Massimiliano, detto Mib, è morto ieri in una clinica svizzera con il suicidio assistito. Il 44enne toscano da sei anni era malato di sclerosi multipla, la malattia era progredita al punto da non essere più autonomo. Lunedì aveva lanciato un appello per «essere aiutato a morire a casa», in Italia, vicino alla famiglia. «Mi sento intrappolato in un corpo che non funziona più» aveva spiegato. A raccontarne il percorso è stata l’associazione Luca Coscioni, a cui l’uomo si era rivolto: «È stato accompagnato in clinica da Felicetta Maltese, attivista della campagna Eutanasia Legale, e da Chiara Lalli, giornalista e bioeticista». Oggi entrambe andranno ad autodenunciarsi ai carabinieri di Firenze: per la loro disobbedienza civile rischiano fino a 12 anni di carcere per il reato di aiuto al suicidio.

ANCHE MARCO CAPPATO, che pure non ha direttamente accompagnato Massimiliano, si autodenuncerà in veste di legale rappresentante dell’associazione Soccorso civile, che ha organizzato e finanziato il viaggio in Svizzera: non essendo tenuto in vita da trattamenti di sostegno vitale, Massimiliano non poteva accedere al suicidio assistito in Italia.
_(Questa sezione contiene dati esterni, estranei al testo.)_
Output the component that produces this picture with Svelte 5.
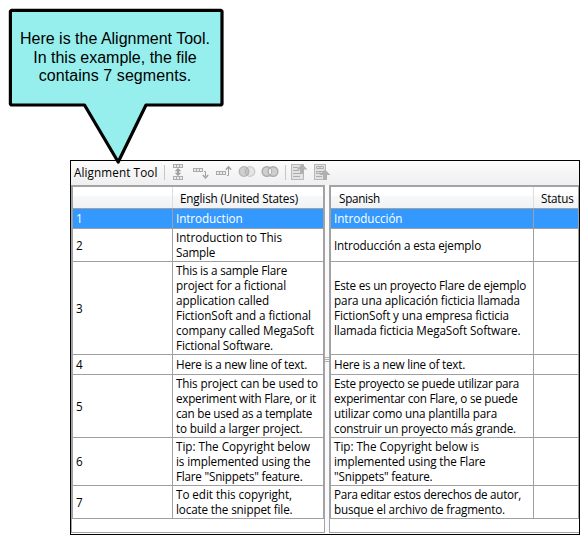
<script>
  // Each line of text is [text, width in px].
  const here = [['Here is a new line of text.', 131]];
  const rows = [
    { h: 20, en: [['Introduction', 66.5]], es: [['Introducción', 68.5]], selected: true },
    { h: 33, en: [['Introduction to This', 106], ['Sample', 39]], es: [['Introducción a esta ejemplo', 147]] },
    {
      h: 93,
      en: [['This is a sample Flare', 111], ['project for a fictional', 110], ['application called', 93], ['FictionSoft and a fictional', 135], ['company called MegaSoft', 138], ['Fictional Software.', 97]],
      es: [['Este es un proyecto Flare de ejemplo', 192], ['para una aplicación ficticia llamada', 186], ['FictionSoft y una empresa ficticia', 175], ['llamada ficticia MegaSoft Software.', 186.5]]
    },
    { h: 20, en: here, es: here },
    {
      h: 63,
      en: [['This project can be used to', 142], ['experiment with Flare, or it', 140], ['can be used as a template', 136], ['to build a larger project.', 126.5]],
      es: [['Este proyecto se puede utilizar para', 185], ['experimentar con Flare, o se puede', 183.5], ['utilizar como una plantilla para', 163], ['construir un proyecto más grande.', 182]]
    },
    {
      h: 48,
      en: [['Tip: The Copyright below', 134], ['is implemented using the', 134.5], ['Flare "Snippets" feature.', 126.5]],
      es: [['Tip: The Copyright below is', 145], ['implemented using the Flare', 151.5], ['"Snippets" feature.', 98.5]]
    },
    {
      h: 33,
      en: [['To edit this copyright,', 116], ['locate the snippet file.', 116.5]],
      es: [['Para editar estos derechos de autor,', 187], ['busque el archivo de fragmento.', 171]]
    }
  ];

  // Tracks a line so that it takes up the given width.
  function fit(node, width) {
    const natural = node.getBoundingClientRect().width;
    node.style.letterSpacing = (width - natural) / node.textContent.length + 'px';
  }
</script>

{#snippet lines(list)}
  {#each list as [text, w]}
    <div class="line"><span use:fit={w}>{text}</span></div>
  {/each}
{/snippet}

{#snippet cells(x, y)}
  <rect x={x + 0.5} y={y + 0.5} width="9" height="3" fill="#ececec" stroke="#ababab" />
  <path d="M{x + 3.5} {y}v4M{x + 6.5} {y}v4" stroke="#ababab" />
{/snippet}

<div class="stage">
  <div class="window">
    <div class="toolbar">
      <span class="title"><span use:fit={83.5}>Alignment Tool</span></span>
      <svg width="180" height="24" viewBox="157 161 180 24" fill="none">
        <path d="M164.5 165v15M285.5 165v15" stroke="#c5c5c5" />
        {@render cells(173, 164)}
        {@render cells(173, 176)}
        <path d="M178 168l3.300 3.200h-2.300v1.600h2.300l-3.300 3.200l-3.300-3.200h2.300v-1.600h-2.300z" fill="#9f9f9f" />
        {@render cells(193, 168)}
        <path d="M204 171.500h1.500v5" stroke="#a0a0a0" />
        <path d="M202.800 175l2.700 3l2.700-3" stroke="#a0a0a0" stroke-width="1.400" />
        {@render cells(216, 171)}
        <path d="M227 175.500h1.500v-8" stroke="#a0a0a0" />
        <path d="M225.800 169.800l2.700-3l2.700 3" stroke="#a0a0a0" stroke-width="1.400" />
        <circle cx="250" cy="171.500" r="4.800" fill="#e4e4e4" stroke="#cbcbcb" stroke-width="1.300" />
        <circle cx="244" cy="171.500" r="4.800" fill="#cfcfcf" stroke="#b5b5b5" stroke-width="1.300" />
        <path d="M247 167.800a4.800 4.800 0 0 1 0 7.400a4.800 4.800 0 0 1 0-7.400z" fill="#c2c2c2" stroke="#b0b0b0" />
        <circle cx="267" cy="171.500" r="4.800" fill="#cfcfcf" stroke="#acacac" stroke-width="1.500" />
        <circle cx="273" cy="171.500" r="4.800" fill="#cfcfcf" stroke="#acacac" stroke-width="1.500" />
        <path d="M270 167.800a4.800 4.800 0 0 1 0 7.400a4.800 4.800 0 0 1 0-7.400z" fill="#f0f0f0" stroke="#a8a8a8" />
        <rect x="291.500" y="164.500" width="12" height="15" fill="#e2e2e2" stroke="#b8b8b8" />
        <path d="M293 167.500h5M293 170.500h6M293 173.500h9M293 176.500h7" stroke="#adadad" />
        <path d="M302 164l5.500 5.500h-3.500v4.500h-4v-4.500h-3.500z" fill="#b0b0b0" />
        <rect x="314.500" y="164.500" width="11" height="15" fill="#e2e2e2" stroke="#b8b8b8" />
        <path d="M316.500 166.500h7v2h-7zM316.500 171.500h7v2h-7zM316 176.500h6M320 166v3M320 171v3" stroke="#adadad" />
        <path d="M325 169.500l5.500 5.500h-3.500v5h-4v-5h-3.500z" fill="#b0b0b0" />
      </svg>
    </div>
    <div class="panes">
      <div class="pane left">
        <div class="row head">
          <div class="cell num"></div>
          <div class="cell en"><span use:fit={118}>English (United States)</span></div>
        </div>
        {#each rows as r, i}
          <div class="row" class:selected={r.selected} style:height="{r.h}px">
            <div class="cell num"><div class="line">{i + 1}</div></div>
            <div class="cell en">{@render lines(r.en)}</div>
          </div>
        {/each}
      </div>
      <div class="splitter"><i></i><i></i><i></i></div>
      <div class="pane right">
        <div class="row head">
          <div class="cell es"><span use:fit={41}>Spanish</span></div>
          <div class="cell status"><span use:fit={32.5}>Status</span></div>
        </div>
        {#each rows as r}
          <div class="row" class:selected={r.selected} style:height="{r.h}px">
            <div class="cell es">{@render lines(r.es)}</div>
            <div class="cell status"></div>
          </div>
        {/each}
      </div>
    </div>
  </div>

  <div class="callout">
    <svg width="232" height="170" viewBox="0 0 232 170">
      <path d="M11.400 10.300H221L222 11.300V104L221 105H146L118.200 162L84.500 105H11.400L10.400 104V11.300Z" fill="#96efed" stroke="#000" stroke-width="3.200" stroke-linejoin="round" />
    </svg>
    <div class="message">
      <div><span use:fit={190}>Here is the Alignment Tool.</span></div>
      <div><span use:fit={163.5}>In this example, the file</span></div>
      <div><span use:fit={152.5}>contains 7 segments.</span></div>
    </div>
  </div>
</div>

<style>
  :global(body) { background: #fff; }
  .stage {
    position: relative;
    width: 580px;
    height: 535px;
    padding: 160px 0 0 70px;
    box-sizing: border-box;
    overflow: hidden;
    font: 11.7px/15px 'Open Sans', 'Noto Sans', sans-serif;
    color: #000;
  }
  span { white-space: pre; display: inline-block; }
  .window {
    box-sizing: border-box;
    width: 510px;
    height: 375px;
    border: 1px solid #000;
    display: flex;
    flex-direction: column;
    overflow: hidden;
    background: #fff;
  }
  .toolbar {
    height: 24px;
    flex: none;
    display: flex;
    background: linear-gradient(#fcfcfc, #efefef);
  }
  .title { width: 83px; padding: 4px 0 0 3px; flex: none; }
  .toolbar svg { flex: none; }
  .panes { display: flex; height: 348px; flex: none; }
  .pane {
    box-sizing: border-box;
    border: 1px solid #a3a3a9;
    flex: none;
  }
  .left { width: 254px; }
  .right { width: 250px; border-right: 0; }
  .splitter {
    width: 4px;
    flex: none;
    display: flex;
    flex-direction: column;
    justify-content: center;
    gap: 1px;
    background: #fafafa;
  }
  .splitter i { height: 1px; background: #b0b0b0; }
  .row {
    display: flex;
    box-sizing: border-box;
    border-left: 1px solid #a0a0a0;
    border-bottom: 1px solid #a0a0a0;
  }
  .cell {
    box-sizing: border-box;
    border-right: 1px solid #a0a0a0;
    display: flex;
    flex-direction: column;
    justify-content: center;
    padding-left: 3px;
    flex: none;
  }
  .line { height: 15px; }
  .num { width: 100px; }
  .en { width: 151px; }
  .es { width: 203px; }
  .status { width: 45px; }
  .head {
    height: 23px;
    border-top: 1px solid #a3a3a9;
    background: linear-gradient(#fff 0, #fff 40%, #f7f8f9 42%, #f1f2f4 100%);
  }
  .head .cell { border-right-color: #dcdde0; align-items: flex-start; padding-top: 2px; }
  .head .en { padding-left: 7px; border-right-color: #a0a0a0; }
  .head .es { padding-left: 8px; }
  .head .status { padding-left: 7px; border-right-color: #a0a0a0; }
  .selected { background: #39f; color: #fff; }
  .callout { position: absolute; left: 0; top: 0; width: 232px; height: 170px; }
  .callout svg { display: block; }
  .message {
    position: absolute;
    left: 8px;
    top: 30px;
    width: 214px;
    text-align: center;
    font: 16px/18.5px 'Liberation Sans', Arial, sans-serif;
  }
</style>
LA SENTENZA 242 del 2019 della Corte costituzionale sul caso Cappato – Dj Fabo fissa infatti dei requisiti tassativi: il malato che ne fa richiesta deve essere affetta da una patologia irreversibile, fonte di intollerabili sofferenze fisiche o psicologiche, capace di prendere decisioni libere e consapevoli e tenuto in vita da trattamenti di sostegno vitale (condizioni verificate dal Sistema sanitario nazionale). Prima di partire per la Svizzera, Massimiliano aveva fatto un ultimo video appello. Mercoledì era stato suo padre Bruno a chiedere il rispetto della libertà di scelta del figlio: «È cosciente della sua vita, è lucido di mente. È arrivato a questo punto perché non ce la fa più, è una sofferenza continua. È un volere suo, perché negare questo volere? Il corpo è suo, lo sente lui cosa soffre. E noi non possiamo dire di no. Sarebbe solo egoismo, per farlo soffrire ancora di più. Vorrei che fosse una cosa fatta in Italia».
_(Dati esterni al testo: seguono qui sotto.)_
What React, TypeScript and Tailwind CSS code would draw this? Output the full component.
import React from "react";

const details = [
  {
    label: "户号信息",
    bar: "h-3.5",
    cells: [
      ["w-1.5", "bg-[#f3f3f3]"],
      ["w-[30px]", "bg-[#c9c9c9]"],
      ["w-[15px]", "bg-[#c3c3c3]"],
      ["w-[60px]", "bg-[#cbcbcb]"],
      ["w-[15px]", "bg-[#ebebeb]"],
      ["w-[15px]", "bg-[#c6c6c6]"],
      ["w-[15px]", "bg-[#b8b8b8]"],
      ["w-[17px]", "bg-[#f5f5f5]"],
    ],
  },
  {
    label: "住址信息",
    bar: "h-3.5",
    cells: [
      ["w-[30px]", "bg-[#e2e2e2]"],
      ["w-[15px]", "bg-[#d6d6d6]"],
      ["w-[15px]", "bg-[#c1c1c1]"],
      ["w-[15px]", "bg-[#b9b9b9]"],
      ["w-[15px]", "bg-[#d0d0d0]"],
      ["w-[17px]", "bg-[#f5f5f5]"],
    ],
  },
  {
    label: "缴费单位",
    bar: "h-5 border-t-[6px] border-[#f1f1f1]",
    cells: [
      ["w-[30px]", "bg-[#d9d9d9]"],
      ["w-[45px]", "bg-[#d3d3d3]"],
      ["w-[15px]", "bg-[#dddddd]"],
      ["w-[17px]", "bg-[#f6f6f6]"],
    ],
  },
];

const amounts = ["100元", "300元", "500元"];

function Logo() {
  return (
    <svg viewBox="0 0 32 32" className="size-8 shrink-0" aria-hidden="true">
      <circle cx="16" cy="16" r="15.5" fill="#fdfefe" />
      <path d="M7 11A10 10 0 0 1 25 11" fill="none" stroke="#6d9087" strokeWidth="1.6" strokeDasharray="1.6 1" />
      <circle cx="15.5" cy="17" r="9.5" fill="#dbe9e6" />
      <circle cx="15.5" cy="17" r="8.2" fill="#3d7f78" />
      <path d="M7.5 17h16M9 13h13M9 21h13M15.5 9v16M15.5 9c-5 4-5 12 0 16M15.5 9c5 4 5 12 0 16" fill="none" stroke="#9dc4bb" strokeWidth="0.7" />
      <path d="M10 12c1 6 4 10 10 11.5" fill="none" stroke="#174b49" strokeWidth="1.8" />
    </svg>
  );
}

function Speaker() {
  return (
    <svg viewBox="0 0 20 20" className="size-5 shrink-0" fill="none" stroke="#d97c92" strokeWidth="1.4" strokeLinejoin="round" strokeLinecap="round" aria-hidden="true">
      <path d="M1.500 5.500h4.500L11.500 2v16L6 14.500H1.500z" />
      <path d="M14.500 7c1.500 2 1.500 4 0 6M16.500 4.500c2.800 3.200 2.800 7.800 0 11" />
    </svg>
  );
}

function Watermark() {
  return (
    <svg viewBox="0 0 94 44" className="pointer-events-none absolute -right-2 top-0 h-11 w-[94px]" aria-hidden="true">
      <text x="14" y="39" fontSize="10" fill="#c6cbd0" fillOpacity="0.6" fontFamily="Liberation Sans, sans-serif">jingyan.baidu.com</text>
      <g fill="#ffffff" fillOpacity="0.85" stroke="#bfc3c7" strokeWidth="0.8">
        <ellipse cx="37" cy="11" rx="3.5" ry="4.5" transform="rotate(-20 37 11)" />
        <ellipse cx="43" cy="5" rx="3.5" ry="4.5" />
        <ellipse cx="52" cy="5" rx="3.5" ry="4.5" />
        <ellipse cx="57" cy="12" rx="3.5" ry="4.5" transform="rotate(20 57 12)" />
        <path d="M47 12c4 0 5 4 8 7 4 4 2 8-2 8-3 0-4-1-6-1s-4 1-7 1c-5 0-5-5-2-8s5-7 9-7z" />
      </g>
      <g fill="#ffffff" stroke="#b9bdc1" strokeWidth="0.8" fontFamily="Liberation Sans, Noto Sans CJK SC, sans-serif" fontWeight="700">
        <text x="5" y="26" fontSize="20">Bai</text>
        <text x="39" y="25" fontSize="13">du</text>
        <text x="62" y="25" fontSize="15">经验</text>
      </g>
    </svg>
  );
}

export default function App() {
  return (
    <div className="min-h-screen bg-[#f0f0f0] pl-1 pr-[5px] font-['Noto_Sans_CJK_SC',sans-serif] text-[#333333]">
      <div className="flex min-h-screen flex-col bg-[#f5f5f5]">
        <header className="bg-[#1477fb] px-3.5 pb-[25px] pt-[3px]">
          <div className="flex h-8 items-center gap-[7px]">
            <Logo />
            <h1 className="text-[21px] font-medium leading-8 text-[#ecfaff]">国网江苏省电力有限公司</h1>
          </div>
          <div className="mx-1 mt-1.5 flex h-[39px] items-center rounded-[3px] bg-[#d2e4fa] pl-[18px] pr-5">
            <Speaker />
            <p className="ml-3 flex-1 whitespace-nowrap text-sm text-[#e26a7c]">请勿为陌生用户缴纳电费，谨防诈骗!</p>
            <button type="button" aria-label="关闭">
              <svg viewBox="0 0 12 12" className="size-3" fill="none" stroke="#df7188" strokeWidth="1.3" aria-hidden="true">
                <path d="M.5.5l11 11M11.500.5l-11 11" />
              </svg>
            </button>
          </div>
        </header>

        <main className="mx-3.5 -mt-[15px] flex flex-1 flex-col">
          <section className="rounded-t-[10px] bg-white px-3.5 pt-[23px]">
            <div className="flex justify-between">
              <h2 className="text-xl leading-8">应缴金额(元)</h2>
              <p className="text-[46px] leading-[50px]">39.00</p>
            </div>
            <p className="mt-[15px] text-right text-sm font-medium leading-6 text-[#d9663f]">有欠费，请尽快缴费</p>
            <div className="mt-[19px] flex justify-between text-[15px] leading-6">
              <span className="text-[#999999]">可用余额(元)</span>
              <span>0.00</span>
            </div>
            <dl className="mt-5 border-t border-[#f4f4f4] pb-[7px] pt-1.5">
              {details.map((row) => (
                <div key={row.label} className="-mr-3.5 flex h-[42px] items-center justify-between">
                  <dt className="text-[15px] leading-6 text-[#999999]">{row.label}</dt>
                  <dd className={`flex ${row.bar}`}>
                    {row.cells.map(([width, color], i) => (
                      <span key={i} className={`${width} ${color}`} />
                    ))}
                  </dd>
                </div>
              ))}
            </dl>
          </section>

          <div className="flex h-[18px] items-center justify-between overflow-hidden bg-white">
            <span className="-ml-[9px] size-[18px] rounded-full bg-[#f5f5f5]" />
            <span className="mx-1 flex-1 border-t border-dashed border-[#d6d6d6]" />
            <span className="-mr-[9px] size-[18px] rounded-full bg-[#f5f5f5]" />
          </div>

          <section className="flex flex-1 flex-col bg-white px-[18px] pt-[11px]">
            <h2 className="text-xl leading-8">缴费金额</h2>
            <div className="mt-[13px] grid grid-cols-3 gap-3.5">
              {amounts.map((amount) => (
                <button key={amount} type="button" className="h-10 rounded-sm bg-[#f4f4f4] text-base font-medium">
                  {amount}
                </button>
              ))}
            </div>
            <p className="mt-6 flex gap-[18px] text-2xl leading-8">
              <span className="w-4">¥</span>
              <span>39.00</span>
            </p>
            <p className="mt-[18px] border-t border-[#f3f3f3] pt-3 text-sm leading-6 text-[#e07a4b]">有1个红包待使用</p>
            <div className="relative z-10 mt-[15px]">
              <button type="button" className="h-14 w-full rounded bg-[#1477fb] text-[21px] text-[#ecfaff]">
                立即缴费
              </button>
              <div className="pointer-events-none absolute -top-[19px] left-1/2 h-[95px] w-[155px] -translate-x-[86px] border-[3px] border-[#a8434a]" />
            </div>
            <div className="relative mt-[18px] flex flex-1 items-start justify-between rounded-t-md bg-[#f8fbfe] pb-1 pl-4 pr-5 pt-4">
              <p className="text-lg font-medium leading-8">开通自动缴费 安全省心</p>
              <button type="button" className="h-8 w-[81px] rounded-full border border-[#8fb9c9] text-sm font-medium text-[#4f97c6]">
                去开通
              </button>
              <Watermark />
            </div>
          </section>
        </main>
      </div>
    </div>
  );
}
L’ULTIMO MESSAGGIO di Massimiliano: «Sono quasi completamente paralizzato e faccio fatica anche a parlare. Da un paio di anni, siccome non ce la faccio più, ho iniziato a documentarmi su internet su metodi di suicidio indolore e finalmente ho raggiunto il mio sogno. Peccato che non l’ho raggiunto in Italia, ma mi tocca andare all’estero. Perché non posso farlo in Italia? A casa mia, anche in un ospedale, con i parenti, gli amici vicino. Non mi sembra una cosa logica questa: sono costretto ad andarmene via, per andarmene via».

NEGLI ULTIMI 12 MESI sono oltre 9.700 le persone che hanno chiesto informazioni sul fine vita all’associazione Luca Coscioni. Filomena Gallo, avvocata e segretario nazionale dell’associazione: «La politica si volge dall’altro lato. Fa finta che queste richieste non esistano. Lo abbiamo visto anche con Massimiliano, non c’è stata nessuna presa di atto rispetto al suo appello. Almeno potevano rispondere, dire che non è una priorità. Ma il compito del legislatore rimane, i malati come Massimiliano sono discriminati anche se la loro volontà è la stessa di chi ha sostegni vitali». Per concludere: «La Corte costituzionale fin dal 2018 ha rilevato che nel nostro ordinamento c’è un vulnus. Il Parlamento ha fatto un tentativo nella scorsa legislatura che era addirittura un passo indietro, per fortuna quella legge non è stata emanata».